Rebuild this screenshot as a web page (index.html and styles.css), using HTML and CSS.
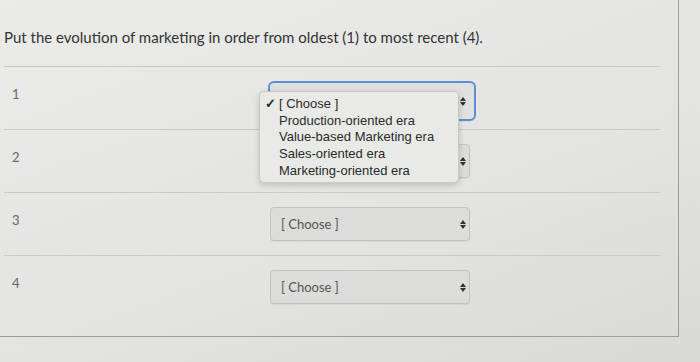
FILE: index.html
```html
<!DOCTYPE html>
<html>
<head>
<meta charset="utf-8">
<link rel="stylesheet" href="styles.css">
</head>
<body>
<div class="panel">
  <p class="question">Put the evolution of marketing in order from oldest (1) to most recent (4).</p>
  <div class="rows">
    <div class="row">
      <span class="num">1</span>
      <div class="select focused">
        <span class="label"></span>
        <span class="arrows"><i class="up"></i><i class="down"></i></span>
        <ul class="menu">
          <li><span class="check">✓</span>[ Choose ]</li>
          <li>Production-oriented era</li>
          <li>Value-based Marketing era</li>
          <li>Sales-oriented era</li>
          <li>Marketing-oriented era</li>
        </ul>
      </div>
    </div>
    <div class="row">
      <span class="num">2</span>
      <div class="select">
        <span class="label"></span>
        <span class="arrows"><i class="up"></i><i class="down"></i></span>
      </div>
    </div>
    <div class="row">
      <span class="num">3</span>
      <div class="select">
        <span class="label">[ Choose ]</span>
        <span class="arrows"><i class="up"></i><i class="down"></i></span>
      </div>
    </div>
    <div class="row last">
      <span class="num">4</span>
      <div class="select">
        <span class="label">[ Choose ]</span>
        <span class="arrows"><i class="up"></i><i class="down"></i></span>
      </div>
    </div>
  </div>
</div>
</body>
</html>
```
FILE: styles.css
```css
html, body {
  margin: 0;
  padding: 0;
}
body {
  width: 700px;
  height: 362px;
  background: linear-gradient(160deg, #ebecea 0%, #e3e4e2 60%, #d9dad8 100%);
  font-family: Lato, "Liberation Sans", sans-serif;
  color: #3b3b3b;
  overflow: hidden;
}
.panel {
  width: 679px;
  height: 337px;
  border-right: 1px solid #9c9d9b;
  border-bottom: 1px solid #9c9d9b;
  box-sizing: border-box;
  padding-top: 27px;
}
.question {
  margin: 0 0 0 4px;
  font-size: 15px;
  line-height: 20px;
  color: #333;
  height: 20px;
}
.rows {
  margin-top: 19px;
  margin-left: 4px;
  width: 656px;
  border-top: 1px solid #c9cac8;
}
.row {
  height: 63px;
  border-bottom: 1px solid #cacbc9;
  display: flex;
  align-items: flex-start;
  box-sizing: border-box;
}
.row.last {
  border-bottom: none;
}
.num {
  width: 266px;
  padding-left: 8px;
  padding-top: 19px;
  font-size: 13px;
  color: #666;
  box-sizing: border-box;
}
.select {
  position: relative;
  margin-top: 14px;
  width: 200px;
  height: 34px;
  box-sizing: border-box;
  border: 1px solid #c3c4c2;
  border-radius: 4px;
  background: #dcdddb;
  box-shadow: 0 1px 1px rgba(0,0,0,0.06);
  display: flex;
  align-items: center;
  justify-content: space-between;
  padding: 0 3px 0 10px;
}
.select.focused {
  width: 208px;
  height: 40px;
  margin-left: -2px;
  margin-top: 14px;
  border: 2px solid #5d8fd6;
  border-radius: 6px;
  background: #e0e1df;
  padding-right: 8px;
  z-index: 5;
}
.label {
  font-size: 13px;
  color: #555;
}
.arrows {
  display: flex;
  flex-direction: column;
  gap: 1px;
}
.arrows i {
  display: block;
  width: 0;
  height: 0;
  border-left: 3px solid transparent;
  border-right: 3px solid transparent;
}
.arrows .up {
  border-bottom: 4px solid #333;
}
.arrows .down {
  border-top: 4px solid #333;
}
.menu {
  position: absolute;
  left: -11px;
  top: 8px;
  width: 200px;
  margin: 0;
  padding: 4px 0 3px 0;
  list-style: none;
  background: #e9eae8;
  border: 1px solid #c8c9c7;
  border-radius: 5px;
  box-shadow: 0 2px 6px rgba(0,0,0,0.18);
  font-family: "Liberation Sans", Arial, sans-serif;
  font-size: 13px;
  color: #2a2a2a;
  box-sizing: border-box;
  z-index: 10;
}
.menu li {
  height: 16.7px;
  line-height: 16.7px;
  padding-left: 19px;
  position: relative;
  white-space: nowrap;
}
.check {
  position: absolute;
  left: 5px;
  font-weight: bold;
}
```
^^^^^^^^^^^^^^^^
### [GOAL OF THE EXERCISE]
Each line of the data is to be duplicated exactly; pictures stay out of the copy.

### [TASK ANSWER]
Rebuild this screenshot as a web page (index.html and styles.css), using HTML and CSS.
FILE: index.html
```html
<!DOCTYPE html>
<html>
<head>
<meta charset="utf-8">
<link rel="stylesheet" href="styles.css">
</head>
<body>
<div class="panel">
  <p class="question">Put the evolution of marketing in order from oldest (1) to most recent (4).</p>
  <div class="rows">
    <div class="row">
      <span class="num">1</span>
      <div class="select focused">
        <span class="label"></span>
        <span class="arrows"><i class="up"></i><i class="down"></i></span>
        <ul class="menu">
          <li><span class="check">✓</span>[ Choose ]</li>
          <li>Production-oriented era</li>
          <li>Value-based Marketing era</li>
          <li>Sales-oriented era</li>
          <li>Marketing-oriented era</li>
        </ul>
      </div>
    </div>
    <div class="row">
      <span class="num">2</span>
      <div class="select">
        <span class="label"></span>
        <span class="arrows"><i class="up"></i><i class="down"></i></span>
      </div>
    </div>
    <div class="row">
      <span class="num">3</span>
      <div class="select">
        <span class="label">[ Choose ]</span>
        <span class="arrows"><i class="up"></i><i class="down"></i></span>
      </div>
    </div>
    <div class="row last">
      <span class="num">4</span>
      <div class="select">
        <span class="label">[ Choose ]</span>
        <span class="arrows"><i class="up"></i><i class="down"></i></span>
      </div>
    </div>
  </div>
</div>
</body>
</html>
```
FILE: styles.css
```css
html, body {
  margin: 0;
  padding: 0;
}
body {
  width: 700px;
  height: 362px;
  background: linear-gradient(160deg, #ebecea 0%, #e3e4e2 60%, #d9dad8 100%);
  font-family: Lato, "Liberation Sans", sans-serif;
  color: #3b3b3b;
  overflow: hidden;
}
.panel {
  width: 679px;
  height: 337px;
  border-right: 1px solid #9c9d9b;
  border-bottom: 1px solid #9c9d9b;
  box-sizing: border-box;
  padding-top: 27px;
}
.question {
  margin: 0 0 0 4px;
  font-size: 15px;
  line-height: 20px;
  color: #333;
  height: 20px;
}
.rows {
  margin-top: 19px;
  margin-left: 4px;
  width: 656px;
  border-top: 1px solid #c9cac8;
}
.row {
  height: 63px;
  border-bottom: 1px solid #cacbc9;
  display: flex;
  align-items: flex-start;
  box-sizing: border-box;
}
.row.last {
  border-bottom: none;
}
.num {
  width: 266px;
  padding-left: 8px;
  padding-top: 19px;
  font-size: 13px;
  color: #666;
  box-sizing: border-box;
}
.select {
  position: relative;
  margin-top: 14px;
  width: 200px;
  height: 34px;
  box-sizing: border-box;
  border: 1px solid #c3c4c2;
  border-radius: 4px;
  background: #dcdddb;
  box-shadow: 0 1px 1px rgba(0,0,0,0.06);
  display: flex;
  align-items: center;
  justify-content: space-between;
  padding: 0 3px 0 10px;
}
.select.focused {
  width: 208px;
  height: 40px;
  margin-left: -2px;
  margin-top: 14px;
  border: 2px solid #5d8fd6;
  border-radius: 6px;
  background: #e0e1df;
  padding-right: 8px;
  z-index: 5;
}
.label {
  font-size: 13px;
  color: #555;
}
.arrows {
  display: flex;
  flex-direction: column;
  gap: 1px;
}
.arrows i {
  display: block;
  width: 0;
  height: 0;
  border-left: 3px solid transparent;
  border-right: 3px solid transparent;
}
.arrows .up {
  border-bottom: 4px solid #333;
}
.arrows .down {
  border-top: 4px solid #333;
}
.menu {
  position: absolute;
  left: -11px;
  top: 8px;
  width: 200px;
  margin: 0;
  padding: 4px 0 3px 0;
  list-style: none;
  background: #e9eae8;
  border: 1px solid #c8c9c7;
  border-radius: 5px;
  box-shadow: 0 2px 6px rgba(0,0,0,0.18);
  font-family: "Liberation Sans", Arial, sans-serif;
  font-size: 13px;
  color: #2a2a2a;
  box-sizing: border-box;
  z-index: 10;
}
.menu li {
  height: 16.7px;
  line-height: 16.7px;
  padding-left: 19px;
  position: relative;
  white-space: nowrap;
}
.check {
  position: absolute;
  left: 5px;
  font-weight: bold;
}
```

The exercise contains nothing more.